L’Ece, battant pavillon des Iles Marshall, a sombré le 1er février dernier à l’ouest de la presqu’ile de La Hague par 70 m de fond à la suite d’une collision avec le vraquier General-Grot Rowecki. Le General-Grot Rowecki transportait des minerais de phosphate à destination de la Pologne et l’Ece 10.000 t d’acide phosphorique à destination de la Belgique. En 2005, le CROSS Jobourg a répertorié 246 passages de chimiquiers transportant de l’acide phosphorique et 138 navires transportant du minerai de phosphate. Immédiatement après le naufrage, les autorités et les observateurs ont déclaré que la cargaison de l’Ece ne présentait pas de risques significatifs pour l’environnement marin. L’association Robin des Bois a, quant à elle, déploré que l’Ece n’ait pas pu être remorqué dans un endroit refuge où l’acide phosphorique aurait pu être totalement ou en partie transféré. Dans un 2ème temps Robin des Bois a souligné l’écotoxicité de l’acide phosphorique auquel sont associés de nombreux métaux lourds, toxiques, persistants et bioaccumulables; d’autre part, la contribution de l’acide phosphorique à la prolifération des algues vertes et des planctons toxiques a été mise en avant. Seul le Ministère de l’Environnement a considéré en même temps que Robin des Bois que « la présence au fond de la mer de 10.000 t d’acide phosphorique était préoccupante ».
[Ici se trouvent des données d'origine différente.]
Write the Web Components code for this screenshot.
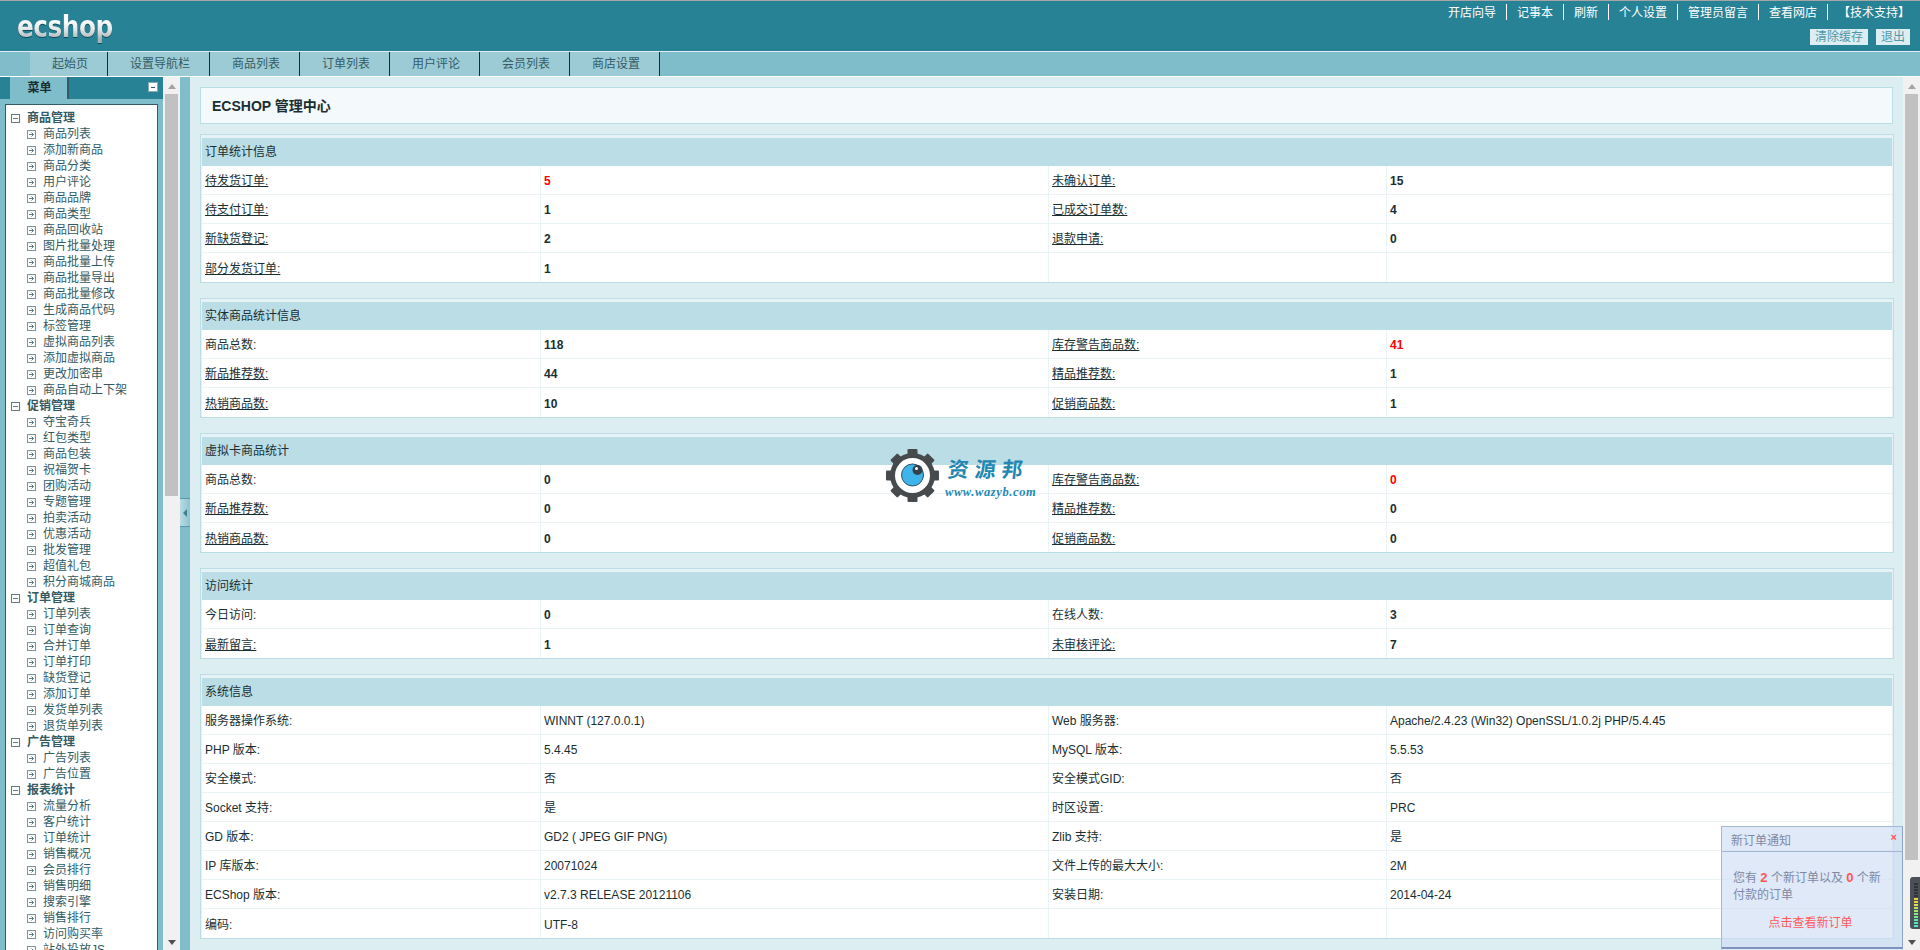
<!DOCTYPE html>
<html lang="zh">
<head>
<meta charset="utf-8">
<title>ECSHOP 管理中心</title>
<style>
html,body{margin:0;padding:0;height:950px;overflow:hidden;background:#DDEEF2;}
body{font:12px/1.2 "Liberation Sans","Noto Sans CJK SC",sans-serif;color:#192E32;}
</style>
</head>
<body>
<es-app></es-app>
<script>
const def=(name,html,extra)=>{
  customElements.define(name,class extends HTMLElement{
    constructor(){super();this.attachShadow({mode:'open'});this.shadowRoot.innerHTML=typeof html==='function'?html(this):html;}
    connectedCallback(){ if(extra) extra(this); }
  });
};

def('es-header',`<style>
:host{display:flex;justify-content:space-between;height:50px;background:#278296;border-top:1px solid #a5a5a5;}
.logo{margin:4px 0 0 17px;height:42px;font:bold 31px/42px "DejaVu Sans",sans-serif;letter-spacing:-.6px;transform:scaleX(.8);transform-origin:0 50%;white-space:nowrap;
 background:linear-gradient(#fff 35%,#e4e7e8 58%,#a9b2b5 82%);-webkit-background-clip:text;background-clip:text;color:transparent;filter:drop-shadow(0 1px 0 rgba(0,40,50,.6));}
.logo sup{font-size:8px;line-height:8px;font-weight:normal;vertical-align:top;position:relative;top:8px;left:2px;letter-spacing:0}
.r{display:flex;flex-direction:column;align-items:flex-end;}
.links{display:flex;margin-top:3px;color:#fff;}
.links span{display:block;height:16px;padding:0 10px;border-right:1px solid #fff;line-height:18px;}
.links span:last-child{border:0;}
.btns{display:flex;gap:8px;margin:9px 10px 0 0;}
.btns span{display:block;height:16px;line-height:16px;padding:0 5px;background:#DDEEF2;color:#4f97a8;}
</style>
<div class="logo">ecshop<sup>®</sup></div>
<div class="r">
 <div class="links"><span>开店向导</span><span>记事本</span><span>刷新</span><span>个人设置</span><span>管理员留言</span><span>查看网店</span><span>【技术支持】</span></div>
 <div class="btns"><span>清除缓存</span><span>退出</span></div>
</div>`);

def('es-nav',`<style>
:host{display:flex;height:24px;margin-top:1px;padding-left:30px;background:#80BDCB;border-bottom:1px solid #fff;color:#335B64;}
span{display:block;line-height:24px;padding:0 19px 0 22px;background:#9CCBD6;border-right:1px solid #192E32;}
span:first-child{border-left:1px solid #192E32;padding-left:21px;}
</style>
<span>起始页</span><span>设置导航栏</span><span>商品列表</span><span>订单列表</span><span>用户评论</span><span>会员列表</span><span>商店设置</span>`);

def('es-scroll',t=>`<style>
:host{display:flex;flex-direction:column;align-items:center;width:17px;height:873px;background:#f1f1f1;flex:none;}
.up,.dn{width:0;height:0;border-left:4.5px solid transparent;border-right:4.5px solid transparent;}
.up{border-bottom:5px solid #a3a3a3;margin-top:7px;}
.dn{border-top:5px solid #505050;}
.th{width:13px;background:#c1c1c1;margin-top:5px;height:${t.getAttribute('thumb')}px;}
.sp{flex:1;}
</style><div class="up"></div><div class="th"></div><div class="sp"></div><div class="dn" style="margin-bottom:5px"></div>`);

const minus=`<svg width="9" height="9" viewBox="0 0 9 9"><rect x=".5" y=".5" width="8" height="8" fill="#fff" stroke="#5f7f87"/><path d="M2 4.5h5" stroke="#5f7f87"/></svg>`;
const arrow=`<svg width="9" height="9" viewBox="0 0 9 9"><rect x=".5" y=".5" width="8" height="8" fill="#fff" stroke="#7a959b"/><path d="M2 4.5h4.5M4.5 2.5l2 2-2 2" fill="none" stroke="#5f7f87"/></svg>`;

const menu=[
['商品管理',['商品列表','添加新商品','商品分类','用户评论','商品品牌','商品类型','商品回收站','图片批量处理','商品批量上传','商品批量导出','商品批量修改','生成商品代码','标签管理','虚拟商品列表','添加虚拟商品','更改加密串','商品自动上下架']],
['促销管理',['夺宝奇兵','红包类型','商品包装','祝福贺卡','团购活动','专题管理','拍卖活动','优惠活动','批发管理','超值礼包','积分商城商品']],
['订单管理',['订单列表','订单查询','合并订单','订单打印','缺货登记','添加订单','发货单列表','退货单列表']],
['广告管理',['广告列表','广告位置']],
['报表统计',['流量分析','客户统计','订单统计','销售概况','会员排行','销售明细','搜索引擎','销售排行','访问购买率','站外投放JS']]
];

def('es-sidebar',`<style>
:host{display:block;width:163px;height:873px;overflow:hidden;background:#80BDCB;flex:none;color:#335B64;}
.bar{display:flex;align-items:flex-start;height:22px;padding-left:10px;background:#278296;}
.tab{width:57px;height:22px;line-height:22px;text-indent:2px;text-align:center;font-weight:bold;background:#80BDCB;color:#192E32;border-right:2px solid #335B64;box-sizing:content-box;}
.tg{margin:5px 5px 0 auto;width:8px;height:8px;background:#fff;border:1px solid #8aa;display:flex;align-items:center;justify-content:center;}
.tg i{display:block;width:4px;height:1px;background:#335B64;}
.box{margin:5px 5px 0 5px;padding:5px 0 0 5px;width:146px;min-height:900px;background:#fff;border:1px solid #335B64;}
.row{display:flex;align-items:center;height:16px;white-space:nowrap;}
.row svg{flex:none;}
.t{font-weight:bold;}
.t svg{margin-right:7px;}
.i{padding-left:16px;}
.i svg{margin-right:7px;}
</style>
<div class="bar"><div class="tab">菜单</div><div class="tg"><i></i></div></div>
<div class="box">${menu.map(([h,l])=>`<div class="row t">${minus}<span>${h}</span></div>`+l.map(x=>`<div class="row i">${arrow}<span>${x}</span></div>`).join('')).join('')}</div>`);

def('es-strip',`<style>
:host{display:block;width:10px;height:873px;background:#80BDCB;flex:none;padding-top:421px;box-sizing:border-box;}
.h{display:flex;align-items:center;justify-content:center;height:29px;background:linear-gradient(90deg,#b9dbe4,#8fc3d0);border-top:1px solid #5a97a8;border-bottom:1px solid #5a97a8;box-sizing:border-box;}
.h i{display:block;width:0;height:0;border-top:4px solid transparent;border-bottom:4px solid transparent;border-right:4px solid #3f7f90;}
</style><div class="h"><i></i></div>`);

def('es-cell',`<style>
:host{display:flex;align-items:center;box-sizing:border-box;padding:3px 0 0 3px;height:100%;border-right:1px solid #eaf4f6;color:#192E32;}
:host(:last-child){border-right:0;}
:host([link]) span{text-decoration:underline;}
:host([b]) span{font-weight:bold;}
:host([red]) span{color:#f00;}
</style><span><slot></slot></span>`);

def('es-row',`<style>
:host{display:grid;grid-template-columns:339px 508px 338px 1fr;height:29px;box-sizing:border-box;background:#fff;border-bottom:1px solid #eaf4f6;}
:host(:last-child){border-bottom:0;}
</style><slot></slot>`);

def('es-panel',t=>`<style>
:host{display:block;margin-bottom:15px;padding:3px 1px 0;background:#e6f2f5;border:1px solid #BBDDE5;}
.th{display:flex;align-items:center;height:28px;padding-left:3px;background:#BBDDE5;color:#192E32;}
</style><div class="th">${t.getAttribute('heading')}</div><slot></slot>`);

def('es-title',`<style>
:host{display:flex;align-items:center;box-sizing:border-box;height:37px;margin:0 1.5px 10px 0;padding:2px 0 0 11px;background:#F4FAFB;border:1px solid #BBDDE5;font-weight:bold;font-size:14px;color:#192E32;}
</style><slot></slot>`);

def('es-popup',`<style>
:host{position:absolute;right:17px;bottom:1px;display:block;box-sizing:border-box;width:182px;height:123px;background:rgba(207,221,245,.65);border:1px solid #a6b8d8;border-right-color:#8fa2c8;border-bottom:2px solid #7f92bd;color:#7d88a6;}
.h{display:flex;justify-content:space-between;align-items:center;box-sizing:border-box;height:25px;padding:4px 5px 0 9px;border-bottom:1px solid #a3b4d6;}
.x{color:#f55;font-weight:bold;font-size:11px;margin-top:-6px;}
.b{padding:17px 18px 0 11px;line-height:17px;}
b{color:#f55;font-size:13px;}
.l{margin-top:11px;padding-left:4px;text-align:center;color:#ff5a5a;}
</style>
<div class="h"><span>新订单通知</span><span class="x">×</span></div>
<div class="b">您有 <b>2</b> 个新订单以及 <b>0</b> 个新付款的订单<div class="l">点击查看新订单</div></div>`);

def('es-meter',`<style>
:host{position:absolute;left:1910px;top:877px;display:flex;flex-direction:column;gap:1px;box-sizing:border-box;width:10px;height:52px;padding:6px 2px 0 4px;background:#4b5058;border-radius:3px 0 0 3px;}
i{display:block;height:2px;background:#2f3238;flex:none;}
</style>
${Array.from({length:15},(_, n)=>{const c=['#2f3238','#2f3238','#2f3238','#2f3238','#2f3238','#e8d33a','#e8d33a','#dfe04a','#c4e45c','#a6e66c','#8fe67e','#7ce68f','#66e6a4','#55e6b8','#4fe6c8'][n];return `<i style="background:${c}"></i>`}).join('')}`);

def('es-watermark',`<style>
:host{position:absolute;left:886px;top:449px;display:flex;align-items:flex-start;gap:9px;}
.t{display:flex;flex-direction:column;color:#2387b2;}
.a{font:bold 21px/26px "Noto Sans CJK SC",sans-serif;letter-spacing:6px;margin-top:6px;transform:skewX(-6deg);white-space:nowrap;}
.b{font:italic bold 12.5px/16px "Liberation Serif",serif;letter-spacing:.6px;margin-top:3px;margin-left:-3px;white-space:nowrap;}
</style>
<svg width="53" height="53" viewBox="-26.5 -26.5 53 53">
 <g fill="#474a4c">
  <rect x="-5" y="-26.5" width="10" height="53" rx="1"/>
  <rect x="-5" y="-26.5" width="10" height="53" rx="1" transform="rotate(45)"/>
  <rect x="-5" y="-26.5" width="10" height="53" rx="1" transform="rotate(90)"/>
  <rect x="-5" y="-26.5" width="10" height="53" rx="1" transform="rotate(135)"/>
  <circle r="22.5"/>
 </g>
 <circle r="17.5" fill="#fff"/>
 <circle r="11" cy="-.5" fill="#3fb4ea" stroke="#34515f" stroke-width="1"/>
 <circle r="5" cx="5" cy="-5.5" fill="#34404a"/>
 <circle r="1.5" cx="4" cy="-7" fill="#fff"/>
</svg>
<div class="t"><div class="a">资源邦</div><div class="b">www.wazyb.com</div></div>`);

const L=(x,o='link')=>`<es-cell ${o}>${x}</es-cell>`, V=(x,o='b')=>`<es-cell ${o}>${x}</es-cell>`;
const row=(a,b,c,d)=>`<es-row>${a}${b}${c}${d}</es-row>`;
const stat=(t1,v1,t2,v2,red)=>row(L(t1),V(v1),L(t2),V(v2,red?'b red':'b'));
const goods=(a,b,c,d,e,f)=>row(L('商品总数:',''),V(a),L('库存警告商品数:'),V(b,'b red'))+stat('新品推荐数:',c,'精品推荐数:',d)+stat('热销商品数:',e,'促销商品数:',f);
const sys=[['服务器操作系统:','WINNT (127.0.0.1)','Web 服务器:','Apache/2.4.23 (Win32) OpenSSL/1.0.2j PHP/5.4.45'],['PHP 版本:','5.4.45','MySQL 版本:','5.5.53'],['安全模式:','否','安全模式GID:','否'],['Socket 支持:','是','时区设置:','PRC'],['GD 版本:','GD2 ( JPEG GIF PNG)','Zlib 支持:','是'],['IP 库版本:','20071024','文件上传的最大大小:','2M'],['ECShop 版本:','v2.7.3 RELEASE 20121106','安装日期:','2014-04-24'],['编码:','UTF-8','','']];

def('es-main',`<style>
:host{display:block;flex:1;min-width:0;height:873px;overflow:hidden;box-sizing:border-box;padding:10px 9px 0 10px;background:#DDEEF2;}
</style><slot></slot>`);

def('es-app',`<style>
:host{display:block;position:relative;width:1920px;height:950px;overflow:hidden;}
.body{display:flex;height:873px;}
</style>
<es-header></es-header>
<es-nav></es-nav>
<div class="body">
 <es-sidebar></es-sidebar>
 <es-scroll thumb="402"></es-scroll>
 <es-strip></es-strip>
 <es-main>
  <es-title>ECSHOP 管理中心</es-title>
  <es-panel heading="订单统计信息">${row(L('待发货订单:'),V('5','b red'),L('未确认订单:'),V('15'))+stat('待支付订单:',1,'已成交订单数:',4)+stat('新缺货登记:',2,'退款申请:',0)+row(L('部分发货订单:'),V('1'),L('',''),L('',''))}</es-panel>
  <es-panel heading="实体商品统计信息">${goods(118,41,44,1,10,1)}</es-panel>
  <es-panel heading="虚拟卡商品统计">${goods(0,0,0,0,0,0)}</es-panel>
  <es-panel heading="访问统计">${row(L('今日访问:',''),V('0'),L('在线人数:',''),V('3'))+stat('最新留言:',1,'未审核评论:',7)}</es-panel>
  <es-panel heading="系统信息">${sys.map(r=>row(L(r[0],''),V(r[1],''),L(r[2],''),V(r[3],''))).join('')}</es-panel>
 </es-main>
 <es-scroll thumb="766"></es-scroll>
</div>
<es-watermark></es-watermark>
<es-popup></es-popup>
<es-meter></es-meter>`);
</script>
</body>
</html>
Le plan d’action aujourd’hui retenu par la Préfecture Maritime de la Manche et de la Mer du Nord et son homologue du Royaume-Uni à la suite de longues négociations avec l’armateur turc et l’Office Cherifien des Phosphates, propriétaire de la cargaison, se cantonne à la seule extraction des hydrocarbures de soute évalués à 70 t et à la libération programmée, contrôlée, et réputée inoffensive de l’acide phosphorique. Or l’étude approfondie de la composition chimique de l’acide phosphorique en provenance du Maroc révèle que son relargage en mer constituerait durablement une atteinte à l’environnement. La cargaison de l’Ece recèle du mercure (5 kg), du plomb (20 kg), de l’arsenic (130 kg), du cadmium (400 kg), du chrome (800 kg), du vanadium (1000 kg), métaux lourds, persistants, bioaccumulables, toxiques pour les organismes marins et toute la chaîne alimentaire de même que 800 kg d’uranium. L’activité radiologique de l’acide phosphorique marocain a été mesuré à 1.800 Bq/kg pour l’uranium 238, et 1.100 Bq /kg pour le radium 226 : un bilan de 29 GBq pour un rejet de 10.000 t, quand l’activité des rejets liquides de 2 réacteurs nucléaires en fonctionnement normal s’établit à 2 GBq (hors iode 131, tritium et carbone 14). La présence du cadmium dans les engrais phosphatés est particulièrement nocive pour les sols où les engrais sont appliqués et les autres compartiments de la biosphère; un projet de directive européenne entend à terme limiter le taux de cadmium dans les engrais à 20 mg/kg et souligne que les phosphates en provenance de l’Afrique du Nord contiennent plus de 60 mg de cadmium par kg. Dans le milieu marin, le cadmium a une circulation verticale, il est absorbé et bioconcentré par les planctons, puis les crustacés, les mollusques et les poissons. C’est à partir de 1970 que sa toxicité a été mondialement reconnue ; il a des effets négatifs sur les stades larvaires; l’augmentation de la température s’accompagne d’une augmentation de la toxicité. Les crustacés sont les plus sensibles à l’accumulation du cadmium, leur mobilité est ralentie, les mues sont perturbées, la fertilité peut être affectée. Le taux d’élimination du cadmium est lent.
D’autre part, le parallèle entre l’augmentation des rejets de nutriments (dont le phosphore) et la multiplication des évènements de prolifération algale a été mis en évidence; les 10.000 t d’acide phosphorique de l’Ece sont une contribution potentielle à la prolifération des planctons microscopiques toxiques et des algues vertes tout au long du littoral breton, bas-normand et haut-normand.
En conséquence, le rejet organisé de l’acide phosphorique résiduel dans l’épave de l’Ece est assimilé par Robin des Bois à une pollution volontaire. Il est contradictoire avec les objectifs de la Convention Ospar portant sur la prévention des pollutions dans l’Atlantique du Nord-Est dont la France et le Royaume-Uni sont signataires. Seul le pompage intégral de l’acide phosphorique accessible, en même temps que les hydrocarbures, éviterait une contamination supplémentaire de l’environnement marin et des ressources halieutiques. L’Office Chérifien des Phosphates et l’armateur turc, ainsi que leurs assurances, ont les moyens techniques et financiers de mener à bien cette opération.